Bulletin d’Information de Groupe Broderie de CIETA

No 11
September 1999

Dear members, St Gallen, 3rd of September 1999
After the CIETA meeting, on September 23rd, we had a joint meeting of the embroidery and lace group in St.Gallen. There was an interesting discussion on gold lace and on the importance and value of microscopic research.
As for the embroidery group I feel we should start a project. I proposed a study on chalice veils in the Museums collections.
I want to inform members, that my job at the Textilmuseum in St.Gallen comes to an end on 28th february 2000, for reasons of my age. But I will continue to send to you the embroidery Newsletter and I will always be very grateful for your contributions.
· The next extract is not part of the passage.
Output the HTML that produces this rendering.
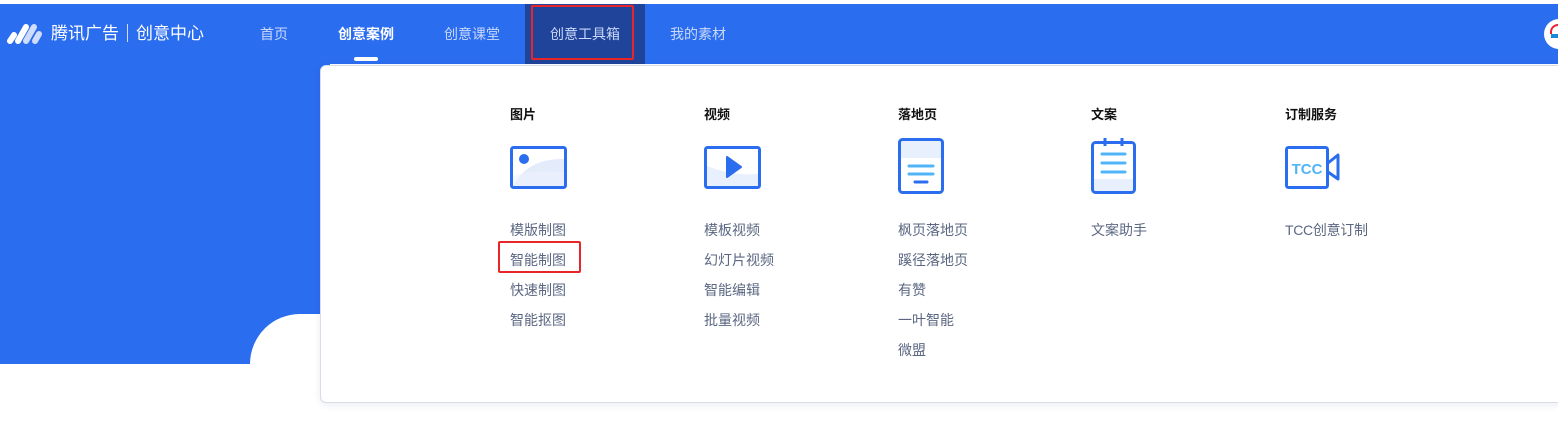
<!DOCTYPE html>
<html><head><meta charset="utf-8"><style>
*{margin:0;padding:0;box-sizing:border-box}
body{width:1558px;height:403px;overflow:hidden;background:#fff;position:relative;font-family:"Liberation Sans","Noto Sans CJK SC",sans-serif}
.top{position:absolute;left:0;top:4px;width:1558px;height:60px;background:#2b6def}
.left{position:absolute;left:0;top:64px;width:330px;height:300px;background:#2b6def}
.round{position:absolute;left:250px;top:314px;width:200px;height:120px;background:#fff;border-top-left-radius:50px}
.nav{position:absolute;top:4px;height:60px;line-height:60px;font-size:14px;color:#c9d8fb}
.act{position:absolute;left:525px;top:4px;width:120px;height:60px;background:#1f4499}
.red{position:absolute;border:2px solid #e8262a;border-radius:2px}
.dd{position:absolute;left:320px;top:65px;width:1250px;height:338px;background:#fff;border:1px solid #d8dce6;border-radius:6px;box-shadow:0 2px 8px rgba(0,30,90,.08)}
.h{position:absolute;top:104px;font-size:13px;font-weight:bold;color:#111}
.l{position:absolute;font-size:14px;color:#5b6782}
svg{position:absolute}
</style></head><body>
<div class="top"></div>
<div class="left"></div>
<div class="round"></div>
<svg style="left:6px;top:22px" width="38" height="24" viewBox="0 0 38 24"><g stroke="#fff" stroke-width="6" stroke-linecap="round"><line x1="4" y1="19" x2="8" y2="13"/><line x1="12" y1="19" x2="20" y2="5"/></g><g stroke="#cfdcfb" stroke-width="6" stroke-linecap="round"><line x1="20" y1="19" x2="28" y2="5"/><line x1="29" y1="19" x2="33" y2="12"/></g></svg>
<div class="nav" style="left:51px;color:#fff;font-size:17px">腾讯广告<span style="display:inline-block;width:1px;height:18px;background:#cfdcfb;margin:0 8px;vertical-align:-3px"></span>创意中心</div>
<div class="nav" style="left:260px">首页</div>
<div class="nav" style="left:338px;color:#fff;font-weight:bold">创意案例</div>
<div style="position:absolute;left:354px;top:57px;width:24px;height:4px;border-radius:2px;background:#fff"></div>
<div class="nav" style="left:444px">创意课堂</div>
<div class="act"></div>
<div class="nav" style="left:550px">创意工具箱</div>
<div class="red" style="left:531px;top:5px;width:103px;height:55px"></div>
<div class="nav" style="left:670px">我的素材</div>
<div style="position:absolute;left:1544px;top:19px;width:30px;height:30px;border-radius:50%;background:#fff"></div>
<div style="position:absolute;left:1550px;top:24px;width:10px;height:10px;border-top:2px solid #e23;border-left:2px solid #e23;border-radius:8px 0 0 0"></div>
<div style="position:absolute;left:1551px;top:34px;width:8px;height:4px;background:#1a8ad8"></div>
<div class="dd"></div>
<div class="h" style="left:510px">图片</div>
<div class="h" style="left:704px">视频</div>
<div class="h" style="left:898px">落地页</div>
<div class="h" style="left:1091px">文案</div>
<div class="h" style="left:1285px">订制服务</div>
<svg style="left:510px;top:146px" width="57" height="43" viewBox="0 0 57 43"><path d="M3 40 Q18 12 54 13 V40Z" fill="#e4ecfc"/><path d="M3 30 Q20 24 54 26 V40 H3Z" fill="#edf2fd" opacity=".6"/><rect x="1.5" y="1.5" width="54" height="40" rx="2" fill="none" stroke="#2b6def" stroke-width="3"/><circle cx="14" cy="13" r="5" fill="#2b6def"/></svg>
<svg style="left:704px;top:146px" width="57" height="43" viewBox="0 0 57 43"><path d="M3 20 Q28 30 54 28 V40 H3Z" fill="#e8effd"/><rect x="1.5" y="1.5" width="54" height="40" rx="2" fill="none" stroke="#2b6def" stroke-width="3"/><path d="M23 11 L37 21 L23 31Z" fill="#2b6def" stroke="#2b6def" stroke-width="2" stroke-linejoin="round"/></svg>
<svg style="left:898px;top:138px" width="46" height="56" viewBox="0 0 46 56"><rect x="2" y="2" width="42" height="18" fill="#e8effd"/><rect x="1.5" y="1.5" width="43" height="53" rx="3" fill="none" stroke="#2b6def" stroke-width="3"/><g stroke-linecap="round" stroke-width="3"><line x1="11" y1="28" x2="35" y2="28" stroke="#4fb4f8"/><line x1="11" y1="36" x2="35" y2="36" stroke="#4fb4f8"/><line x1="17" y1="44" x2="29" y2="44" stroke="#2b6def"/></g></svg>
<svg style="left:1091px;top:138px" width="46" height="56" viewBox="0 0 46 56"><rect x="2" y="41" width="42" height="13" fill="#e8effd"/><rect x="1.5" y="4.5" width="42" height="50" rx="3" fill="none" stroke="#2b6def" stroke-width="3"/><g stroke="#2b6def" stroke-width="3"><line x1="14" y1="0" x2="14" y2="8"/><line x1="31" y1="0" x2="31" y2="8"/></g><g stroke="#4fb4f8" stroke-width="3" stroke-linecap="round"><line x1="11" y1="16" x2="34" y2="16"/><line x1="11" y1="25" x2="34" y2="25"/><line x1="11" y1="34" x2="34" y2="34"/></g></svg>
<svg style="left:1285px;top:146px" width="57" height="43" viewBox="0 0 57 43"><rect x="1.5" y="1.5" width="41" height="40" rx="2" fill="none" stroke="#2b6def" stroke-width="3"/><path d="M43 17 L53 9 V33 L43 26" fill="none" stroke="#2b6def" stroke-width="3" stroke-linejoin="round"/><text x="22" y="28" text-anchor="middle" font-family="Liberation Sans" font-weight="bold" font-size="15" fill="#4fb4f8">TCC</text></svg>
<div class="l" style="left:510px;top:220px">模版制图</div>
<div class="l" style="left:510px;top:250px">智能制图</div>
<div class="red" style="left:498px;top:241px;width:83px;height:32px"></div>
<div class="l" style="left:510px;top:280px">快速制图</div>
<div class="l" style="left:510px;top:310px">智能抠图</div>
<div class="l" style="left:704px;top:220px">模板视频</div>
<div class="l" style="left:704px;top:250px">幻灯片视频</div>
<div class="l" style="left:704px;top:280px">智能编辑</div>
<div class="l" style="left:704px;top:310px">批量视频</div>
<div class="l" style="left:898px;top:220px">枫页落地页</div>
<div class="l" style="left:898px;top:250px">蹊径落地页</div>
<div class="l" style="left:898px;top:280px">有赞</div>
<div class="l" style="left:898px;top:310px">一叶智能</div>
<div class="l" style="left:898px;top:340px">微盟</div>
<div class="l" style="left:1091px;top:220px">文案助手</div>
<div class="l" style="left:1285px;top:220px;letter-spacing:-0.3px">TCC创意订制</div>
</body></html>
Thank you very much. Best wishes, yours

 Anne Wanner-JeanRichard
Textilmuseum / Vadianstrasse 2
CH-9000 St Gallen / Switzerland


general information:
No 11 / Sept.1999/ 2

general information:

My successor at the Textilmuseum St.Gallen will be Ursula Karbacher, lic.phil., also member of CIETA and of our embroidery News group, and she will start in St.Gallen January 3rd 2000. I will introduce her and I will be at the Textilmuseum until the end of February 2000.
I will continue to send the Newsletter, and I am grateful for any News of you. I would like to start a project on chalice veils. A first trial you will find here on pages 5,6 and 7,8 on paper. Next year there will be a page in the Internet.
Contributions to the Newsletter can be sent as always to the Textilmuseum St.Gallen (Anne Wanner) or to my private adress:

priv. e-mail: Wanner@datacomm.ch
priv.tel/fax: +41-61-8313065

new member:
Thessy Schoenholzer Nichols, Via di Mantigano 174, 50142 Firenze, Italia, Tel/Fax: +39-55-78 78 158

changes of adress:
Elsie Janssen, Rubenshuis, Wapper 9-11, B-2000 Antwerpen, Tel. +32-3-201 15 55, Fax +32-3-227 36 92
e-mail: elsje.janssen@cs.antwerpen.be

Edward Maeder, 112 Cuba Hill Road, Green Lawn, NY 10021 e-mail: edwardmaeder@eudoramail.com

 

the Textilmuseum St.Gallen shows:
27th october 1999 - 9th January 2000
The Turn of the Millennium - Anchor Promotion prize for Embroidery Design
After Baden-Baden, Cologne, Freiburg and Brimstage/UK, the work done for the embroidery competition under the motto "The Turn of the Millennium" is now also on show in Switzerland. This competition, which was run for the sixth time, is a fixed component of the European textile art scene and is now on exhibition in St.Gallen’s Textile Museum for the first time.
From among the 211 contenders from 25 countries, 71 participants from 16 countries reached the jury’s shortlist. Among them were 24 from Germany, 14 from the Unitied Kingdom, seven from the Netherlands and seven from Switzerland. The artists submitted their original work, and the jury made the final selection for the exhibition catalogue, and chose the prize-winners of the 6th Anchor Promotion Prize.
The members of the jury chose the embroidery Wende/sich wenden - Turn/to turn - by Heidrun Schimmel from Munich. Another two works from the United Kingdom namely Breaking down the Barriers by Anna Jane Ray and Millennium Itinerary by Rachel Howard were considered worthy of a prize. The previous competitions’s prize winner, Susanne Klinke, was among the front-runners with her work, Angst.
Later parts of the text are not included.